This sort of thing happens all the time, in any kind of business climate. A couple of (building) partners have a falling out, or, someone needs some cash while someone else wants to keep a long-term investment. It could be anything.
The natural thing when this happens would be for the business to move to a new location. Since they are planning to close instead, I guess the high rents associated with the Palo Alto mystique prevented that. I never could understand why landlords let buildings sit idle, sometimes for years, because they can't get what they think a property is "worth". I'm sure modern economic theory has a name for this ageless phenomenon, which has nothing to do with whether or not "Palo Alto has always been unfriendly to business."
When you say "kicked out" what do you mean?
I know a few people who run some small buisnesses in Palo Alto, and my stab at what is going on is greedy landlords. People open a small business and in order to be here they have to pay the landlord so much they cannot afford to live themselves.
Then we see the greedy SOBs logging in here and blaming everything on taxes ... because they want to keep even more of their gluttonous gains.
Storefront after storefront closes, and the landlords are so used to making big bucks that they would rather sit closed than negotiate for a fair rent to their tenants. Anyway, I don't know is this the majority of what is happening, but it is sure part of it.
It would be interesting to know some of the local stories about who owns what locations and what happened? What are the tax rammifications. I think small buisnesses that want to exist in Palo Alto are at the mercy of landlords that just do not care. Not sure what can be done about that ... but I am sure that is some of the true stories came out they might be a bit more sensitive to their image. After all capitalism is a system where we are supposed to get to vote with our dollars, express approval or disapproval with our spending. Can we add some of this in Palo Alto and see if it helps humanize things a little or at least informs us who owns what give us a chance to say something about it.
Read the Mercury-News article. It talks about one store that has been in business for 20 years, but is now being forced out because the landlord will not renew their lease.
Here is the article about Diddams from today's print version
Too Much Traffic keeps repeating his mantra, again and again blaming Palo Alto for Stanford pulling the Shopping Center out of their plans. Never a shred of evidence, just that the fiction reaffirms his scorn.

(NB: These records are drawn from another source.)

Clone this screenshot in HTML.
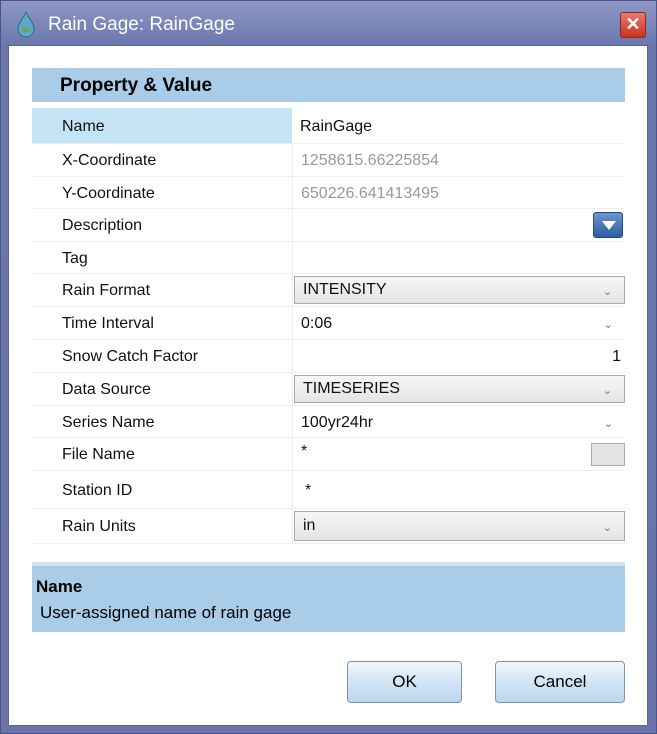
<!DOCTYPE html>
<html><head><meta charset="utf-8"><style>
*{box-sizing:border-box;margin:0;padding:0}
body{width:657px;height:734px;background:#fff;font-family:"Liberation Sans",sans-serif;position:relative;overflow:hidden}
.frame{position:absolute;left:0;top:0;width:657px;height:734px;background:linear-gradient(#8d98c6,#6b76ad 45px,#6a74aa);border:1px solid #4b5488}
.client{position:absolute;left:8px;top:45px;width:640px;height:681px;background:#fff;border:1px solid #5a6399}
.title{position:absolute;left:48px;top:14px;color:#fff;font-size:19px}
.close{position:absolute;left:620px;top:12px;width:26px;height:26px;background:linear-gradient(#e87b6a,#c8321f);border:1px solid #8a2a20;border-radius:3px;color:#fff;font-weight:bold;font-size:18px;text-align:center;line-height:23px}
.hdr{position:absolute;left:32px;top:68px;width:593px;height:34px;background:#a9cde9;font-weight:bold;font-size:19px;padding:7px 0 0 28px}
.row{position:absolute;left:32px;width:593px;border-bottom:1px solid #ececec;font-size:16px;color:#111}
.row .k{position:absolute;left:0;top:0;bottom:0;width:260px;padding-left:30px;padding-top:2px;display:flex;align-items:center}
.row .v{position:absolute;left:260px;top:0;bottom:0;right:0;border-left:1px solid #ececec;padding-left:8px;padding-top:2px;display:flex;align-items:center}
.gray{color:#999}
.combo{position:absolute;left:1px;top:2px;right:0;bottom:2px;background:linear-gradient(#f6f6f6,#e4e4e4);border:1px solid #aaa;padding-left:8px;display:flex;align-items:center}
.chev{position:absolute;right:12px;top:50%;margin-top:-5px;font-size:11px;color:#777}
.desc{position:absolute;left:32px;top:562px;width:593px;height:70px;background:#a9cde9;border-top:4px solid #cfe2f2}
.btn{position:absolute;top:661px;height:42px;border:1px solid #7a93b5;border-radius:4px;background:linear-gradient(#f2f7fc,#d3e5f5 50%,#bcd6ee);font-size:17px;text-align:center;line-height:40px}
</style></head><body>
<div class="frame"></div>
<svg style="position:absolute;left:14px;top:10px" width="24" height="28"><path d="M12 2 C8 10 4 14 4 19 a8 8 0 0 0 16 0 C20 14 16 10 12 2Z" fill="#5fa9c8" stroke="#2f6a8c"/><path d="M7 20 q4 -4 9 0 q-3 5 -9 0Z" fill="#6da84a"/></svg>
<div class="title">Rain Gage: RainGage</div>
<div class="close">✕</div>
<div class="client"></div>
<div class="hdr">Property &amp; Value</div>

<div class="row" style="top:108px;height:36px"><div class="k" style="background:#c4e3f5">Name</div><div class="v" style="border-left:none">RainGage</div></div>
<div class="row" style="top:144px;height:33px"><div class="k">X-Coordinate</div><div class="v gray">1258615.66225854</div></div>
<div class="row" style="top:177px;height:32px"><div class="k">Y-Coordinate</div><div class="v gray">650226.641413495</div></div>
<div class="row" style="top:209px;height:33px"><div class="k">Description</div><div class="v"><div style="position:absolute;right:2px;top:3px;width:30px;height:26px;background:linear-gradient(#6c93cc,#2f5ea6);border-radius:3px;border:1px solid #244a85"><div style="position:absolute;left:8px;top:8px;border-left:7px solid transparent;border-right:7px solid transparent;border-top:9px solid #fff"></div></div></div></div>
<div class="row" style="top:242px;height:32px"><div class="k">Tag</div><div class="v"></div></div>
<div class="row" style="top:274px;height:33px"><div class="k">Rain Format</div><div class="v"><div class="combo">INTENSITY<span class="chev">⌄</span></div></div></div>
<div class="row" style="top:307px;height:33px"><div class="k">Time Interval</div><div class="v">0:06<span class="chev">⌄</span></div></div>
<div class="row" style="top:340px;height:33px"><div class="k">Snow Catch Factor</div><div class="v" style="justify-content:flex-end;padding-right:4px">1</div></div>
<div class="row" style="top:373px;height:33px"><div class="k">Data Source</div><div class="v"><div class="combo">TIMESERIES<span class="chev">⌄</span></div></div></div>
<div class="row" style="top:406px;height:32px"><div class="k">Series Name</div><div class="v">100yr24hr<span class="chev">⌄</span></div></div>
<div class="row" style="top:438px;height:33px"><div class="k">File Name</div><div class="v" style="align-items:flex-start;padding-top:5px">*<div style="position:absolute;right:0;top:5px;width:34px;height:23px;background:#e3e3e3;border:1px solid #aaa"></div></div></div>
<div class="row" style="top:471px;height:38px"><div class="k">Station ID</div><div class="v" style="padding-left:12px">*</div></div>
<div class="row" style="top:509px;height:35px"><div class="k">Rain Units</div><div class="v"><div class="combo">in<span class="chev">⌄</span></div></div></div>

<div class="desc"><div style="font-weight:bold;font-size:17px;padding:11px 0 0 4px">Name</div><div style="font-size:17px;padding:6px 0 0 8px">User-assigned name of rain gage</div></div>
<div class="btn" style="left:347px;width:115px">OK</div>
<div class="btn" style="left:495px;width:130px">Cancel</div>
</body></html>
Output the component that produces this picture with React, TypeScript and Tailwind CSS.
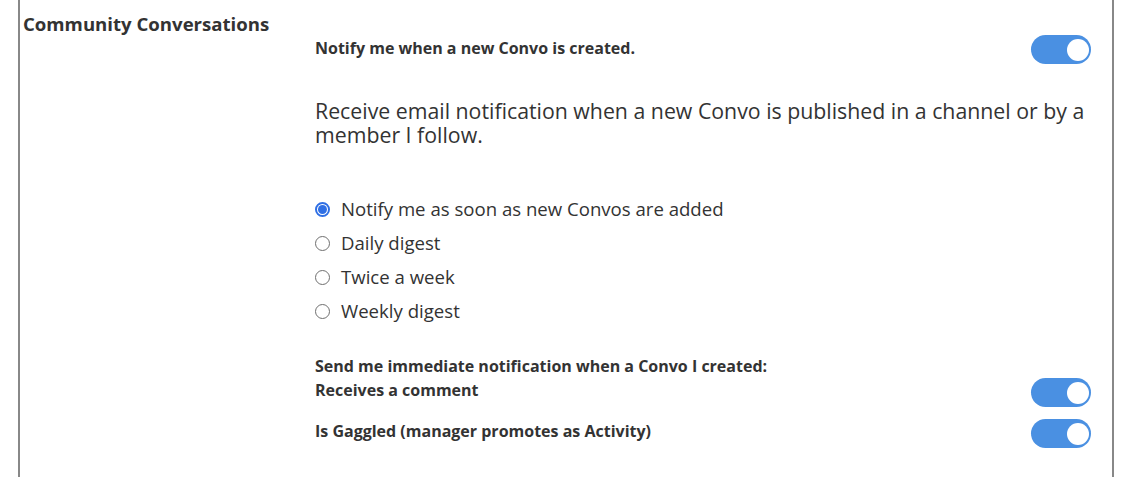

Stanford removed the shopping center because of the depression. Shopping centers are hurting all over the country, they are safeguarding what they have.
"Palo Alto is reaping what they sewed" That should be ripping.
Can someone define what is "fair rent"? What is fair? Is it a dollar amount? Is it a certain amount above the monthly mortgage, utility, property tax, income tax, sales tax, business tax, management fee, janitorial fees, etc.? Is the averAge price per sqft in Palo Alto? Should the landlord take a loss because of what a fair rent should be?
If someone is going to throw out the "fair" argument (which I'm not opposed to), I think that putting forth a quantifiable amount would strengthen the point. Otherwise it just comes off as whining.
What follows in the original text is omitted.